Point being, I don’t see the point of having a large font stack in the day and age of webfonts. To get a reasonable looking “flash of content”, I used https://screenspan.net/fallback which determined that Verdana (available everywhere except Android/ChromeOS and readily available even for Linux) has about the same metrics as Roboto Serif, the font I use a subsetted version of for my blog.

As an aside, I feel Roboto Serif is a very good open source Verdana replacement for the 2020s: It’s very easy to read and OFL licensed to boot.

I've been using the Verdana core web font on personal sites for close to twenty years now, I still think it's very readable and easy on the eyes.

I find it generally more "well-kerned" than a lot of modern web fonts.

Works everywhere.

One thing to keep in mind when developing these large lists of fonts is that they are generally terrible for performance if the appropriate glyphs for what you are trying to display aren't present in the first font (and the font is available - this isn't an issue if the font isn't available at all).

This is generally more of an issue with non-latin scripts (or when emoji is present for example), and developers adding a font which doesn't have glyph coverage - or sparse glyph coverage.

Chrome/Firefox devtools both have a section "Rendered Fonts"/"Used Fonts" which show which gylphs are used from which font.

Additionally if you are showing non-latin, make sure to language tag your markup: https://developer.mozilla.org/en-US/docs/Web/HTML/Reference/...

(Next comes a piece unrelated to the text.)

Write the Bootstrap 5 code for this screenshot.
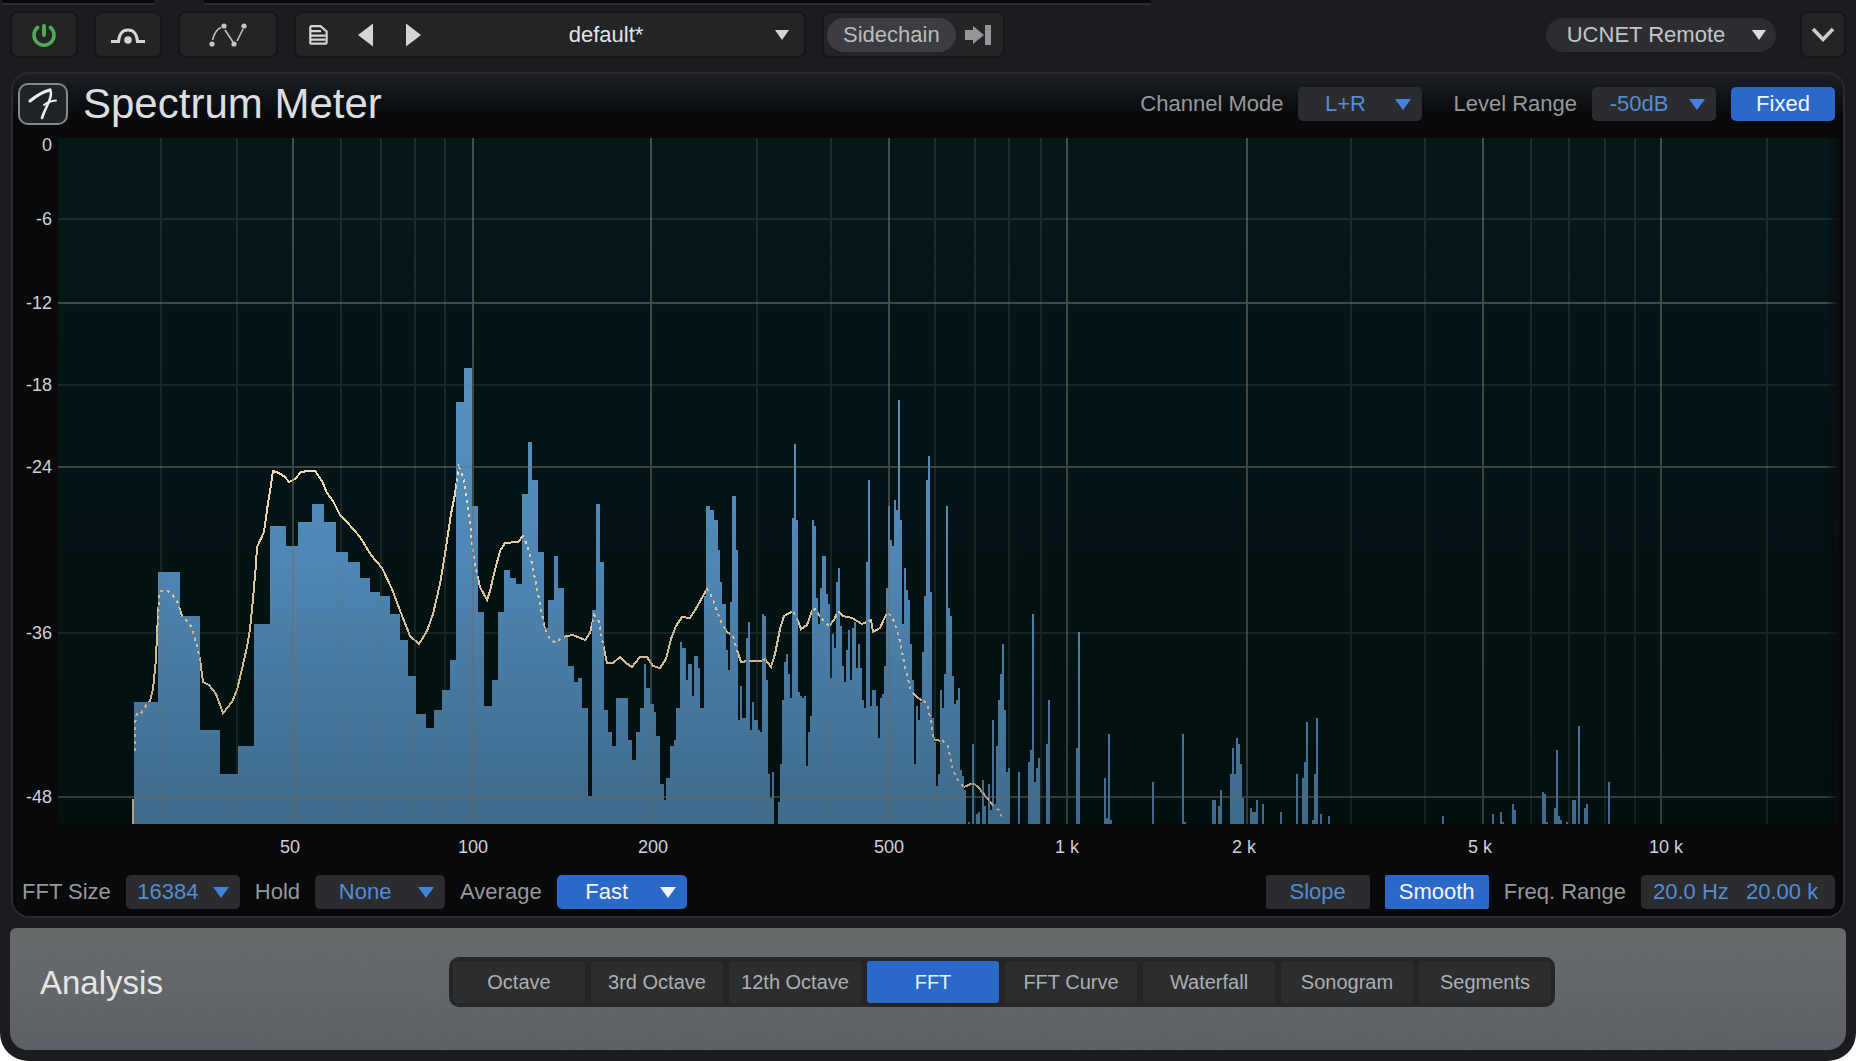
<!DOCTYPE html>
<html lang="en">
<head>
<meta charset="utf-8">
<meta name="viewport" content="width=device-width, initial-scale=1">
<title>Spectrum Meter</title>
<link href="https://cdn.jsdelivr.net/npm/bootstrap@5.3.0/dist/css/bootstrap.min.css" rel="stylesheet">
<style>
body { background: #fff; font-family: "Liberation Sans", Arial, sans-serif; font-size: 22px; line-height: 28px; color: #96989b; }
svg { display: block; flex: none; }
button, select, input { font: inherit; color: inherit; background: none; border: 0; padding: 0; margin: 0; min-width: 0; }
select { appearance: none; text-align: center; text-align-last: center; }
.shell { background: #1b1c20; border-radius: 0 0 28px 28px; min-height: 100vh; padding-bottom: 10px; }
.edge { height: 5px; margin-left: 2px; }
.edge-a, .edge-b { background: #08080a; border-bottom: 2px solid #2c2d30; }
.edge-a { width: 152px; }
.edge-b { width: 51.1%; margin-left: 50px; }
.toolbar { margin: 6px 10px 14px; gap: 16px; }
.tool { height: 47px; background: #232426; border: 2px solid #151619; border-radius: 8px; color: #d3d5d7; }
.tool-s { width: 68px; } .tool-m { width: 100px; } .tool-x { width: 46px; }
.preset { width: 512px; padding: 0 15px 0 13px; }
.preset select { color: #e2e3e5; padding-right: 16px; }
.preset .go { width: 48px; height: 43px; display: flex; align-items: center; }
.chain { padding: 0 11px 0 3px; gap: 9px; }
.pill { height: 34px; border-radius: 17px; background: #3b3d42; color: #b9bbbe; padding: 0 16px; }
.pill-remote { width: 230px; background: #2d2e31; color: #c3c5c7; padding: 0 10px; }
.pill-remote select { padding-right: 8px; }
.panel { margin: 0 11px 10px; border: 2px solid #292b2e; border-radius: 18px; background: linear-gradient(#1b2227 0, #11161a 18px, #08090b 42px); }
.panel-head { height: 64px; padding: 0 8px 4px 5px; }
.logo { width: 50px; height: 42px; border: 2px solid #85878a; border-radius: 10px; background: #202326; color: #eceded; }
.title { font-size: 42px; line-height: 44px; font-weight: 400; color: #dcdee0; margin: 0 0 0 15px; }
.gap-a { gap: 15px; }
.ctl { height: 34px; border-radius: 5px; background: #2b2c2f; color: #528dd6; }
.ctl select { flex: 1; height: 34px; }
.ctl svg { margin: 0 11px 0 3px; fill: #4383da; }
.ctl.on { background: #2b69c8; color: #f2f6fc; }
.ctl.on svg { fill: #f2f6fc; }
.w-a { width: 114px; } .w-b { width: 124px; } .w-c { width: 130px; } .w-d { width: 104px; }
.sq { border-radius: 2px; }
.panel-foot { padding: 10px 8px 7px 9px; }
.range { width: 194px; padding-left: 12px; }
.range .lo { width: 93px; } .range .hi { width: 84px; }
.plot { overflow: visible; }
.plot text { font-size: 18px; fill: #cfd1d4; }
.analysis { position: relative; margin: 0 10px; height: 122px; border-radius: 6px 6px 18px 18px; overflow: hidden; background: linear-gradient(#646667, #5f6467 45%, #585b61); }
.grain { position: absolute; inset: 0; width: 100%; height: 100%; opacity: .1; pointer-events: none; }
.analysis-name { flex: 0 0 439px; padding: 0 0 12px 30px; font-size: 33px; line-height: 40px; font-weight: 400; color: #e4e5e6; margin: 0; }
.modes { gap: 6px; padding: 4px; background: #242527; border-radius: 10px; margin-bottom: 14px; }
.mode { width: 132px; height: 42px; border-radius: 3px; background: #2c2d2f; color: #adafb1; font-size: 20px; line-height: 24px; }
.mode.on { background: #2b69c8; color: #e9eff8; }
</style>
<script src="https://cdn.jsdelivr.net/npm/bootstrap@5.3.0/dist/js/bootstrap.bundle.min.js"></script>
</head>
<body>
<div class="shell d-flex flex-column">
  <div class="edge d-flex"><div class="edge-a"></div><div class="edge-b"></div></div>

  <header class="toolbar d-flex align-items-center">
    <button class="tool tool-s d-flex align-items-center justify-content-center" aria-label="Power">
      <svg width="26" height="26" viewBox="0 0 26 26" fill="none" stroke="#4fa852" stroke-linecap="round"><path d="M6.600 5.500A10 10 0 1 0 19.400 5.500" stroke-width="3.600"/><path d="M13 4V13" stroke-width="4"/></svg>
    </button>
    <button class="tool tool-s d-flex align-items-center justify-content-center" aria-label="Bypass">
      <svg width="34" height="20" viewBox="0 0 34 20"><path d="M0 16.500H7.500C8.500 8 11.500 5 17 5S25.500 8 26.500 16.500H34" fill="none" stroke="#d3d5d7" stroke-width="3.200"/><circle cx="17" cy="15" r="3.800" fill="#d3d5d7"/></svg>
    </button>
    <button class="tool tool-m d-flex align-items-center justify-content-center" aria-label="Automation">
      <svg width="40" height="26" viewBox="0 0 40 26"><g fill="none" stroke="#bfc1c3" stroke-width="1.600"><path d="M4.500 18C6 12 9 7 13 5.500M17 8L25 20M29 19L35 7"/></g><g fill="#c3c5c7"><circle cx="4" cy="22" r="2.600"/><circle cx="16" cy="4" r="2.600"/><circle cx="26" cy="22" r="2.600"/><circle cx="36" cy="4" r="2.600"/></g></svg>
    </button>
    <div class="tool preset d-flex align-items-center">
      <button class="go" aria-label="Presets"><svg width="19" height="20" viewBox="0 0 19 20" fill="none" stroke="#d3d5d7" stroke-width="2.200"><path d="M2.500 1.200H11.500L17.600 6.500V17.500Q17.600 18.700 16.500 18.700H2.500Q1.300 18.700 1.300 17.500V2.500Q1.300 1.200 2.500 1.200Z"/><path d="M2 6.200H12M2 10.600H16.500M2 14.600H16.500"/></svg></button>
      <button class="go" aria-label="Previous preset"><svg width="17" height="24" viewBox="0 0 17 24" fill="#d3d5d7"><path d="M1 12L16 0.500V23.500Z"/></svg></button>
      <button class="go" aria-label="Next preset"><svg width="17" height="24" viewBox="0 0 17 24" fill="#d3d5d7"><path d="M16 12L1 0.500V23.500Z"/></svg></button>
      <select class="flex-grow-1" aria-label="Preset"><option>default*</option></select>
      <svg width="14" height="10" viewBox="0 0 14 10" fill="#d3d5d7"><path d="M0 0H14L7 10Z"/></svg>
    </div>
    <div class="tool chain d-flex align-items-center">
      <button class="pill">Sidechain</button>
      <svg width="27" height="20" viewBox="0 0 27 20" fill="#939598"><path d="M0 5H8V1L19 10L8 19V15H0ZM20 0H26V20H20Z"/></svg>
    </div>
    <div class="pill pill-remote d-flex align-items-center ms-auto">
      <select class="flex-grow-1" aria-label="Remote control"><option>UCNET Remote</option></select>
      <svg class="ms-2" width="14" height="10" viewBox="0 0 14 10" fill="#dcdee0"><path d="M0 0H14L7 10Z"/></svg>
    </div>
    <button class="tool tool-x d-flex align-items-center justify-content-center ms-2" aria-label="More"><svg width="24" height="16" viewBox="0 0 24 16" fill="none" stroke="#c9cbcd" stroke-width="3.600"><path d="M2 2L12 12.500L22 2"/></svg></button>
  </header>

  <main class="panel">
    <div class="panel-head d-flex align-items-center">
      <div class="logo d-flex"><svg width="46" height="38" viewBox="0 0 46 38" fill="none" stroke="currentColor" stroke-linecap="round" stroke-linejoin="round"><path d="M10 16Q21 7 30 5" stroke-width="3.200"/><path d="M30 5Q33 9 27 21Q24 27 22 33" stroke-width="2.600"/><path d="M24 20Q29 16 36 15.500" stroke-width="2"/></svg></div>
      <h1 class="title">Spectrum Meter</h1>
      <div class="d-flex align-items-center gap-a ms-auto">
        <label for="chmode">Channel Mode</label>
        <div class="ctl w-b d-flex align-items-center me-3"><select id="chmode"><option>L+R</option></select><svg width="16" height="11" viewBox="0 0 16 11"><path d="M0 0H16L8 11Z"/></svg></div>
        <label for="lrange">Level Range</label>
        <div class="ctl w-b d-flex align-items-center"><select id="lrange"><option>-50dB</option></select><svg width="16" height="11" viewBox="0 0 16 11"><path d="M0 0H16L8 11Z"/></svg></div>
        <button class="ctl on w-d">Fixed</button>
      </div>
    </div>

    <svg class="plot w-100" viewBox="13 139 1830 727" role="img" aria-label="Frequency spectrum">
      <defs>
        <linearGradient id="back" gradientUnits="userSpaceOnUse" x1="0" y1="139" x2="0" y2="825"><stop offset="0" stop-color="#04181a"/><stop offset=".5" stop-color="#041315"/><stop offset="1" stop-color="#031011"/></linearGradient>
        <linearGradient id="fade"><stop offset="0" stop-color="#08090b" stop-opacity="0"/><stop offset="1" stop-color="#0b0e10"/></linearGradient>
        <linearGradient id="fill" gradientUnits="userSpaceOnUse" x1="0" y1="360" x2="0" y2="825"><stop offset="0" stop-color="#5692c0"/><stop offset=".4" stop-color="#4f88b7"/><stop offset="1" stop-color="#3f6a8a"/></linearGradient>
        <linearGradient id="grid" gradientUnits="userSpaceOnUse" x1="0" y1="139" x2="0" y2="825"><stop offset="0" stop-color="#767876" stop-opacity=".58"/><stop offset=".6" stop-color="#70706e" stop-opacity=".5"/><stop offset="1" stop-color="#646260" stop-opacity=".5"/></linearGradient>
        <linearGradient id="curve" gradientUnits="userSpaceOnUse" x1="0" y1="460" x2="0" y2="825"><stop offset="0" stop-color="#f3dcae"/><stop offset="1" stop-color="#b69f7c"/></linearGradient>
        <path id="avg" d="M133 825V800M135 752V724L137 714H141L147 705 150 702 153 690 156 660 157 635 159 600 160 592H168L172 595 178 604 182 617 186 621 191 627 196 643 200 660 203 683 209 686 216 695 223 714 232 703 237 691 242 670 247 648 250 630 253 600 256 565 257 548 264 533 268 504 271 486 273 472 279 474 285 478 289 483 295 480 301 473 308 472H315L322 482 327 494 333 502 340 516 347 523 360 538 371 556 382 569 392 590 401 614 410 637 419 645 427 632 433 615 440 585 445 555 451 515 455 495 457 480 459 468 463 478 466 493 470 523 473 555 476 570 480 588 487 601 490 592 494 575 500 552 505 544 518 543 523 537 527 546 531 560 536 585 541 610 545 630 550 640 556 644 562 638 573 636 585 641 590 634 594 616 599 622 602 640 607 664H613L620 658 626 664 632 668 640 658H647L653 667 660 669 666 660 671 640 676 627 682 618 690 619 697 608 703 597 707 590 712 598 717 612 722 625 727 633 733 637 737 651 741 663 748 662H762L765 660 771 668 775 655 780 630 784 617 793 612 798 622 801 630 807 626 812 612 815 610 822 620 829 627 834 621 838 612 843 617 852 619 862 625 871 621 873 633 880 629 885 618 888 613 894 622 899 638 905 668 911 692 914 695 918 699 927 704 930 718 933 738 935 741 943 742 948 747 952 768 957 780 964 788 973 784 978 788 987 799 995 809 999 811 1003 821" fill="none" stroke="url(#curve)" shape-rendering="crispEdges"/>
      </defs>
      <rect x="58" y="139" width="1780" height="686" fill="url(#back)"/>
      <use href="#avg" stroke-width="2"/>
      <path fill="url(#fill)" shape-rendering="crispEdges" d="M134 825V703H158V573H180V617H200V731H220V775H238V747H254V625H270V527H286V547H298V523H312V505H324V523H336V553H348V563H360V579H370V593H380V597H390V615H400V641H408V677H416V715H426V729H434V711H442V691H450V661H456V403H464V369H472V507H478V613H484V707H492V681H498V613H504V571H510V579H516V585H522V495H528V443H532V481H538V553H544V629H548V601H554V557H558V589H564V638H568V667H574V683H578V679H582V709H588V797H592V611H596V505H600V563H604V711H608V733H612V747H616V699H628V741H632V761H636V733H640V709H644V665H646V689H650V705H654V713H656V737H660V785H664V801H666V779H670V747H674V741H676V709H680V643H682V649H686V681H688V665H692V697H694V657H698V669H700V709H704V597H706V507H710V511H714V521H718V551H720V583H722V605H726V651H728V671H730V603H732V497H736V551H738V721H740V687H742V719H746V639H748V623H750V731H752V703H754V721H758V731H760V733H762V615H764V617H766V681H768V775H770V799H772V773H774V825H778V803H780V765H782V701H784V663H786V655H788V675H790V699H792V519H794V445H796V521H798V693H800V697H802V699H804V697H806V767H808V733H810V717H812V521H814V527H816V599H818V625H820V589H822V557H826V595H828V605H830V679H832V635H834V649H836V583H838V569H840V627H842V667H844V683H846V651H848V631H850V681H852V629H854V623H856V669H858V645H860V669H862V701H864V709H866V563H868V481H870V707H872V691H876V707H878V739H880V699H882V695H884V667H886V589H888V507H890V541H892V547H894V501H896V511H898V401H900V521H902V625H904V569H906V591H908V601H910V645H912V681H914V765H916V707H918V721H920V703H922V653H924V597H926V481H928V457H930V593H932V719H934V743H936V787H938V775H940V691H942V709H944V675H946V507H948V609H950V617H952V677H954V705H956V701H958V689H960V771H962V777H964V791H966V825H968V823H970V825H972V745H974V825H976V815H978V813H980V825H982V781H984V807H986V825H988V785H990V811H992V721H994V805H996V747H998V701H1000V675H1002V645H1004V711H1006V773H1008V769H1010V825H1018V773H1020V825H1028V763H1030V751H1032V615H1034V783H1036V769H1038V759H1040V825H1046V745H1048V701H1050V825H1076V749H1078V633H1080V825H1104V779H1106V819H1108V735H1110V821H1112V825H1152V783H1154V825H1182V735H1184V823H1186V825H1212V801H1216V825H1218V807H1220V791H1222V825H1230V775H1232V749H1234V775H1236V739H1238V745H1240V765H1242V799H1244V825H1250V809H1252V813H1256V801H1258V825H1262V805H1264V825H1280V813H1282V825H1296V775H1298V825H1302V779H1304V763H1306V723H1308V825H1312V821H1314V775H1316V719H1318V825H1320V815H1322V825H1328V817H1330V825H1442V817H1444V825H1492V815H1494V825H1500V813H1502V823H1504V825H1512V805H1514V811H1516V825H1542V793H1544V795H1546V823H1548V825H1554V809H1556V751H1558V817H1560V821H1562V825H1566V823H1568V825H1572V801H1576V825H1578V727H1580V825H1584V809H1586V805H1588V825H1608V783H1610V825Z"/>
      <use href="#avg" stroke-width="2" stroke-dasharray="3 4"/>
      <g stroke="url(#grid)" stroke-width="2" fill="none" shape-rendering="crispEdges">
        <path d="M293 139V825M473 139V825M651 139V825M889 139V825M1067 139V825M1247 139V825M1483 139V825M1661 139V825M58 304H1838M58 468H1838M58 798H1838"/>
        <path opacity=".38" d="M161 139V825M237 139V825M341 139V825M381 139V825M415 139V825M445 139V825M757 139V825M831 139V825M935 139V825M975 139V825M1009 139V825M1041 139V825M1351 139V825M1425 139V825M1531 139V825M1569 139V825M1605 139V825M1635 139V825M1767 139V825M58 220H1838M58 386H1838M58 634H1838"/>
      </g>
      <rect x="1826" y="139" width="13" height="688" fill="url(#fade)"/>
      <g text-anchor="end"><text x="52" y="152">0</text><text x="52" y="226">-6</text><text x="52" y="310">-12</text><text x="52" y="392">-18</text><text x="52" y="474">-24</text><text x="52" y="640">-36</text><text x="52" y="804">-48</text></g>
      <g text-anchor="middle"><text x="290" y="854">50</text><text x="473" y="854">100</text><text x="653" y="854">200</text><text x="889" y="854">500</text><text x="1067" y="854">1 k</text><text x="1244" y="854">2 k</text><text x="1480" y="854">5 k</text><text x="1666" y="854">10 k</text></g>
    </svg>

    <div class="panel-foot d-flex align-items-center gap-a">
      <label for="fft">FFT Size</label>
      <div class="ctl w-a d-flex align-items-center"><select id="fft"><option>16384</option></select><svg width="16" height="11" viewBox="0 0 16 11"><path d="M0 0H16L8 11Z"/></svg></div>
      <label for="hold">Hold</label>
      <div class="ctl w-c d-flex align-items-center"><select id="hold"><option>None</option></select><svg width="16" height="11" viewBox="0 0 16 11"><path d="M0 0H16L8 11Z"/></svg></div>
      <label for="average">Average</label>
      <div class="ctl on w-c d-flex align-items-center"><select id="average"><option>Fast</option></select><svg width="16" height="11" viewBox="0 0 16 11"><path d="M0 0H16L8 11Z"/></svg></div>
      <button class="ctl sq w-d ms-auto">Slope</button>
      <button class="ctl on sq w-d">Smooth</button>
      <label for="flo">Freq. Range</label>
      <div class="ctl range d-flex"><input class="lo" id="flo" type="text" value="20.0 Hz"><input class="hi" type="text" value="20.00 k" aria-label="Highest frequency"></div>
    </div>
  </main>

  <footer class="analysis d-flex align-items-center">
    <svg class="grain" aria-hidden="true"><filter id="noise"><feTurbulence type="fractalNoise" baseFrequency=".5" numOctaves="2"/><feColorMatrix type="saturate" values="0"/></filter><rect width="100%" height="100%" filter="url(#noise)"/></svg>
    <h2 class="analysis-name position-relative">Analysis</h2>
    <div class="modes d-flex position-relative" role="group" aria-label="Analysis mode">
      <button class="mode">Octave</button><button class="mode">3rd Octave</button><button class="mode">12th Octave</button><button class="mode on">FFT</button><button class="mode">FFT Curve</button><button class="mode">Waterfall</button><button class="mode">Sonogram</button><button class="mode">Segments</button>
    </div>
  </footer>
</div>
</body>
</html>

`font-family: sans-serif` if not language tagged with incur a similar fallback perfromance penalty (the browser will have to change the "english" sans-serif font, find no glyphs, then use the "other-lang" sans-serfic font).

The sliders are broken by being too cute. The cursor is changed from a pointer to a hand, and then you have to hit a narrow target with a broad cursor.
what is the best font for

- reading, - just looking at, - efficiency in printing

I am missing something or do these fonts not support small caps and old style numerals?
Still would love a geometric chunky bold font, like Circular or Sharp Sans, shame that Geometric Humanist doesn’t have heavier weights.